* [Given information]
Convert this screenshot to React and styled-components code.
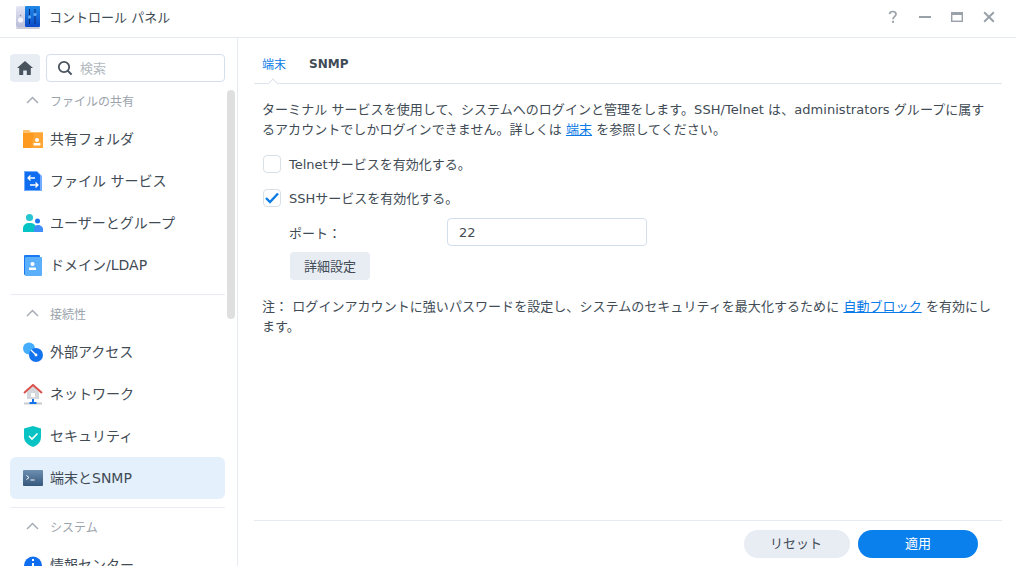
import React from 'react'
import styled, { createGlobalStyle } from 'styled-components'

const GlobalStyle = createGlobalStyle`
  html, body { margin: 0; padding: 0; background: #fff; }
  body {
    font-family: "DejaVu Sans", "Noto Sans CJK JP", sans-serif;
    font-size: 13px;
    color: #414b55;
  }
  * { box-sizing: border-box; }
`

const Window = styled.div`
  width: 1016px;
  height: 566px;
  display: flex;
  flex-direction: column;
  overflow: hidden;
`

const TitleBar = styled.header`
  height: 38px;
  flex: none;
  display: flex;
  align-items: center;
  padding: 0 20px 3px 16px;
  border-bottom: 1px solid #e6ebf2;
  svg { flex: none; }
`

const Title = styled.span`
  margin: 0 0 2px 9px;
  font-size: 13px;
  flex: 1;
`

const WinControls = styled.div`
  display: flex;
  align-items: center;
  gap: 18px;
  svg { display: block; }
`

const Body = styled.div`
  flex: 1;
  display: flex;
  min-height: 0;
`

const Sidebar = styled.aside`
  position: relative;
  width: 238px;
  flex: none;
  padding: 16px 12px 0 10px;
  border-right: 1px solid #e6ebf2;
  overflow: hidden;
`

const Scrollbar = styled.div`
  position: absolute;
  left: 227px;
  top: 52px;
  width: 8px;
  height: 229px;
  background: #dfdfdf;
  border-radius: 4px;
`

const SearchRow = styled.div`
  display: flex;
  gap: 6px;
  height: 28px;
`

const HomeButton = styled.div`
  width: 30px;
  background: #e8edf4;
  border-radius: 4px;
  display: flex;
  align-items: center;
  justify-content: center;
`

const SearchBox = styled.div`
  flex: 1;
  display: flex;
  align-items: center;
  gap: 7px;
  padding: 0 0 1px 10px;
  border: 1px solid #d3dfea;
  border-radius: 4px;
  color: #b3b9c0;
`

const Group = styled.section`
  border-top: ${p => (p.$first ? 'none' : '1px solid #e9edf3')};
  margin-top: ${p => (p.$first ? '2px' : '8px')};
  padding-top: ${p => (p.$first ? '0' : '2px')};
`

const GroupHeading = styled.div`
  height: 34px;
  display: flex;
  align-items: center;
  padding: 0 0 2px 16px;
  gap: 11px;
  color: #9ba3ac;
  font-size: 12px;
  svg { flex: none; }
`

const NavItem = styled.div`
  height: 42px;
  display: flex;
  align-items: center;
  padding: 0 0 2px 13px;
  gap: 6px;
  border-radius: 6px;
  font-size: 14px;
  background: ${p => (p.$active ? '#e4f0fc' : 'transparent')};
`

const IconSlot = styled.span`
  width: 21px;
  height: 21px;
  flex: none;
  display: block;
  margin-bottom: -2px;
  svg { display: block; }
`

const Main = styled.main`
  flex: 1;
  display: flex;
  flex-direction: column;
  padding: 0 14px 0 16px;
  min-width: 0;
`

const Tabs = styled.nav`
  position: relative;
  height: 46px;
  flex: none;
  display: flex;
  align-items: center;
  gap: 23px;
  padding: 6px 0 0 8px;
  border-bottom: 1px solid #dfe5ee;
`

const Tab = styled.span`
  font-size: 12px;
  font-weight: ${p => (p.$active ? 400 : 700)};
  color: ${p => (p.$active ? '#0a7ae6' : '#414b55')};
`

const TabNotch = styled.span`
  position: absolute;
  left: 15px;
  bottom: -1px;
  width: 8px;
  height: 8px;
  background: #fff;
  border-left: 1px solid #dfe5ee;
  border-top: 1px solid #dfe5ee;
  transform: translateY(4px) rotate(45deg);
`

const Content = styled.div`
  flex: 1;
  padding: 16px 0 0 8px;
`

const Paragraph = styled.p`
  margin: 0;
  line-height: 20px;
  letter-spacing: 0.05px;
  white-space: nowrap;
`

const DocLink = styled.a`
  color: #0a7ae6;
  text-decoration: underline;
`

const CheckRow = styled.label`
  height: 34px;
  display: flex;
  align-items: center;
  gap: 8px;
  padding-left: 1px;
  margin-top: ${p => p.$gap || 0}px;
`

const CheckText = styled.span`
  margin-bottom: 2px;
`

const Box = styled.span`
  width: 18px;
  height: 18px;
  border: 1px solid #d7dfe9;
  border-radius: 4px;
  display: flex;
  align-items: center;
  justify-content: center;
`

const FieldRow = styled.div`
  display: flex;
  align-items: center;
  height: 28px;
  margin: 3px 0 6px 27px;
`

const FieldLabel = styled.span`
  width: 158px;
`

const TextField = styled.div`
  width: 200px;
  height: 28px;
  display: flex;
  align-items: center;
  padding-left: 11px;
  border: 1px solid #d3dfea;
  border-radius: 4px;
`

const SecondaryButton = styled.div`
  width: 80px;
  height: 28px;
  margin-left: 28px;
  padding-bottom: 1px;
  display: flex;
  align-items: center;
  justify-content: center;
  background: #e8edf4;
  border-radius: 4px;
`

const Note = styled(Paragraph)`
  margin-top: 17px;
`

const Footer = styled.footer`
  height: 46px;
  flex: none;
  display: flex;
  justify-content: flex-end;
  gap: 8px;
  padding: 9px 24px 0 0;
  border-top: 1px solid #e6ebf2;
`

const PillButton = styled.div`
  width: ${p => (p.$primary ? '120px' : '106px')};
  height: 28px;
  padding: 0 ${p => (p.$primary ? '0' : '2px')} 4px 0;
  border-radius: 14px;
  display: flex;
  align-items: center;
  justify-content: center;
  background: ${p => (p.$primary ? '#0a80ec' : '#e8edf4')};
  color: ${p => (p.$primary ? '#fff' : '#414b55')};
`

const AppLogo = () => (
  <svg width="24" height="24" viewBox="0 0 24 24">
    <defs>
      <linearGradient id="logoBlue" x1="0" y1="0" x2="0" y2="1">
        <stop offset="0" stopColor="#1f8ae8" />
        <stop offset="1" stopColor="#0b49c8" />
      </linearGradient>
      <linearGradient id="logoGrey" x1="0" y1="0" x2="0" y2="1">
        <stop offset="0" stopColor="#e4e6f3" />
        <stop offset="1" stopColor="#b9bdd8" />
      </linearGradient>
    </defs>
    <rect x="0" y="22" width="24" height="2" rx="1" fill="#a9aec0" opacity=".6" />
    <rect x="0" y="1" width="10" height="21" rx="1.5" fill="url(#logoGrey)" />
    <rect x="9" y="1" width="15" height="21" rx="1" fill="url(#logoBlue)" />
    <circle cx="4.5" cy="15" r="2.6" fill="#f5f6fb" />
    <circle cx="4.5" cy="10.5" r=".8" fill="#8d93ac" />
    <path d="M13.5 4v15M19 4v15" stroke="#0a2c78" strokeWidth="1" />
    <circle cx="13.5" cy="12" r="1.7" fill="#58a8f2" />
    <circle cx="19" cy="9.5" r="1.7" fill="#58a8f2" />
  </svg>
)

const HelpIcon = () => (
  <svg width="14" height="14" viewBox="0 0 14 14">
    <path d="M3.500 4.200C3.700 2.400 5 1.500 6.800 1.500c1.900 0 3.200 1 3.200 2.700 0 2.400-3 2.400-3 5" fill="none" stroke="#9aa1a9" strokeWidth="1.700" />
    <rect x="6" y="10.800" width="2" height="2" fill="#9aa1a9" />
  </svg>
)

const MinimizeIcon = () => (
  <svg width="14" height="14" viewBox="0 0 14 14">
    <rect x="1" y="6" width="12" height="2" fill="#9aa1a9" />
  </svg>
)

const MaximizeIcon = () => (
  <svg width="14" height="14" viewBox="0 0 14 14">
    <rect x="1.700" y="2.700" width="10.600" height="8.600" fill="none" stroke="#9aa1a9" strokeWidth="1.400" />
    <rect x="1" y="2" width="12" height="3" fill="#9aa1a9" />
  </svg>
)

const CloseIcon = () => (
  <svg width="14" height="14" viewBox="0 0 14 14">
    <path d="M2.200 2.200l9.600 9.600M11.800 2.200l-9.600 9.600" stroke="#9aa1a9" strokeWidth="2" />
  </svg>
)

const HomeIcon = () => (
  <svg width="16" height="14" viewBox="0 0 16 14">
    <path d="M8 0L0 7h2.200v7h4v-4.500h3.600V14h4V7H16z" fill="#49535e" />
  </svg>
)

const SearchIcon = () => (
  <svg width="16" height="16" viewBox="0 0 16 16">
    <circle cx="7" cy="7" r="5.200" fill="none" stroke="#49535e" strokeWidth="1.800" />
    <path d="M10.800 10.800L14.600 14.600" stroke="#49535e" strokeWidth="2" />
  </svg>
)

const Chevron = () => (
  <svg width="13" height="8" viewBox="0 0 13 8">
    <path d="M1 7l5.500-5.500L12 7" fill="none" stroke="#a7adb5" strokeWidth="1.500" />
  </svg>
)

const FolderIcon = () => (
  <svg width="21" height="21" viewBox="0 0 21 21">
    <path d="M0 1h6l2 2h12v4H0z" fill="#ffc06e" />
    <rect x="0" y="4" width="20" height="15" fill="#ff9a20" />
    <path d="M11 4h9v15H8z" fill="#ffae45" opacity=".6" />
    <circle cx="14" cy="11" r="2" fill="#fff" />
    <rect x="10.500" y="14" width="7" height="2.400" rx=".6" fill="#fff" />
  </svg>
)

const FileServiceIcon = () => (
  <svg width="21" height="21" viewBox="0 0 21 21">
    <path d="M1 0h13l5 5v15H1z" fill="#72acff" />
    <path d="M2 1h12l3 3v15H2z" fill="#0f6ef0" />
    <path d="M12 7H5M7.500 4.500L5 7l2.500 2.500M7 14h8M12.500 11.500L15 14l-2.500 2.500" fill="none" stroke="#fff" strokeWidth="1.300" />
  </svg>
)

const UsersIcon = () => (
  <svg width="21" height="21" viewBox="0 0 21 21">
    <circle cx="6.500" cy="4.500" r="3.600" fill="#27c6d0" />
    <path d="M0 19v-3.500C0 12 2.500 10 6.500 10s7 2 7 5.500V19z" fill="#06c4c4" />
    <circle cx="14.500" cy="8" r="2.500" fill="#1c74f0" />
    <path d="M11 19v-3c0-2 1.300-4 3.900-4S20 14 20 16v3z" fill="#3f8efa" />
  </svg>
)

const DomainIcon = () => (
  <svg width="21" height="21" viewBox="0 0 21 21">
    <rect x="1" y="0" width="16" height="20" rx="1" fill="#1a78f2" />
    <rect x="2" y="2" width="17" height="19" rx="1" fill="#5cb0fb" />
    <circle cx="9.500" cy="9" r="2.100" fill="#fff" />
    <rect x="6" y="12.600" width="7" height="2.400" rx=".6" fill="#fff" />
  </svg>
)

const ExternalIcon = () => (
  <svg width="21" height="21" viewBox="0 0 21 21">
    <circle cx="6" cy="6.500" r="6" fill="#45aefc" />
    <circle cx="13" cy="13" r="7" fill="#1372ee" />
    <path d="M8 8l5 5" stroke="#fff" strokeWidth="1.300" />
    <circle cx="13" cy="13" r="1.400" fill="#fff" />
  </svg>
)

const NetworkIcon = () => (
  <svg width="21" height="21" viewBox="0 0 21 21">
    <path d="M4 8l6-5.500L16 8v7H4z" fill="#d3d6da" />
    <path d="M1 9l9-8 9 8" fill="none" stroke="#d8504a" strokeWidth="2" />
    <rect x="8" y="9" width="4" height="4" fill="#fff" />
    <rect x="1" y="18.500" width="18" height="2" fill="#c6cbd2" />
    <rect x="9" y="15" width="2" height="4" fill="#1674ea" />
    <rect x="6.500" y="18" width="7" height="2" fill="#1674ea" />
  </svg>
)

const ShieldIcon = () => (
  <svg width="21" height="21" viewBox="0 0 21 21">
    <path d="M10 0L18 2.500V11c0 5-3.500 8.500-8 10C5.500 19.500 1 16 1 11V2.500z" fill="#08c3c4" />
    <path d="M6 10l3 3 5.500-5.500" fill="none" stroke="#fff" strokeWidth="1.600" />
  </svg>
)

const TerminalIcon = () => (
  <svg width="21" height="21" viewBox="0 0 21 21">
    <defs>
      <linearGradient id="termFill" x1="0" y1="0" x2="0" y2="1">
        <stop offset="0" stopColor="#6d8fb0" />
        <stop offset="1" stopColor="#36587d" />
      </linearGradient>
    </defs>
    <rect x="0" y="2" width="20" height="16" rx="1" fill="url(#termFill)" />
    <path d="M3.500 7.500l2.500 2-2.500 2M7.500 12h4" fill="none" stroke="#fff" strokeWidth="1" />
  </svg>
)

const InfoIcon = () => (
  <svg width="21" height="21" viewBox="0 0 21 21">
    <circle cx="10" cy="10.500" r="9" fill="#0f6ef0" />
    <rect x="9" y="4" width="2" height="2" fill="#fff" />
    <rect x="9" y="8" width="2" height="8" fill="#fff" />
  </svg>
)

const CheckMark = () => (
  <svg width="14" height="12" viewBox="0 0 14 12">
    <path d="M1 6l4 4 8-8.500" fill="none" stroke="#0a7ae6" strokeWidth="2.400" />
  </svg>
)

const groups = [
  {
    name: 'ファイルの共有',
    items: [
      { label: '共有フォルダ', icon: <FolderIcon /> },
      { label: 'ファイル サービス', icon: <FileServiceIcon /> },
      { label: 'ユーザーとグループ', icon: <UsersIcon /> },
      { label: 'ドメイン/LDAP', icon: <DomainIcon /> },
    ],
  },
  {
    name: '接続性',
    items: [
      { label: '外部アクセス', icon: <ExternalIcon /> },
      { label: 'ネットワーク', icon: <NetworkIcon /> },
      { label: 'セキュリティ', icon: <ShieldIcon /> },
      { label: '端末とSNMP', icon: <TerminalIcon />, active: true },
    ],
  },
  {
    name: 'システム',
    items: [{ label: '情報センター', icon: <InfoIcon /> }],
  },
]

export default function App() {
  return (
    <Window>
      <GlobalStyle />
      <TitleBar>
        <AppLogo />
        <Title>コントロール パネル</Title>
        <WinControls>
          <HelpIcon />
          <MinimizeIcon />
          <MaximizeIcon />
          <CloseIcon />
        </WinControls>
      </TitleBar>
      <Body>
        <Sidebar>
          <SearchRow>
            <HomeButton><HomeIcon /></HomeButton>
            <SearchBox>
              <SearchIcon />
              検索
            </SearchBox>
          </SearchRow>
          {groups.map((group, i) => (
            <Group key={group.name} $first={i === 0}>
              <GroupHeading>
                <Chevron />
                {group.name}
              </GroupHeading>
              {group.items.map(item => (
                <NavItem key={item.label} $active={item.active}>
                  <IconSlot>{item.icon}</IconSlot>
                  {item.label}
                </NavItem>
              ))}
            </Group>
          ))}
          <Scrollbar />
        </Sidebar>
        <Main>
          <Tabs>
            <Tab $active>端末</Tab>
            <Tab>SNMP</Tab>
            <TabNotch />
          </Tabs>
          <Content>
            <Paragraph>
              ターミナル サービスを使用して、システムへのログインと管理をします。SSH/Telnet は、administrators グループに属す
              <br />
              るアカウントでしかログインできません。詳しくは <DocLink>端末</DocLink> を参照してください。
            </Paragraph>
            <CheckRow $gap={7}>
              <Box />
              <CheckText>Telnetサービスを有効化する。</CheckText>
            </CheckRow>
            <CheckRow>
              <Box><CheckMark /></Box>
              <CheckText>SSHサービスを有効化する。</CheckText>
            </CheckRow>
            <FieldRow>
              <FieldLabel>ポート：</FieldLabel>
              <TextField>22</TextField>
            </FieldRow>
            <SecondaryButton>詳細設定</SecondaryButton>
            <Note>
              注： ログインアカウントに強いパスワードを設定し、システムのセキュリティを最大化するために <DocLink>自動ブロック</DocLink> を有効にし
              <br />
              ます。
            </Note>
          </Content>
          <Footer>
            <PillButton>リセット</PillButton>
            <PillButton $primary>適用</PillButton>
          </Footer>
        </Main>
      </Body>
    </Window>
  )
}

* [Written request] Look above for lines with the word "components" and copy them all.

* [Task solution]
Convert this screenshot to React and styled-components code.
import styled, { createGlobalStyle } from 'styled-components'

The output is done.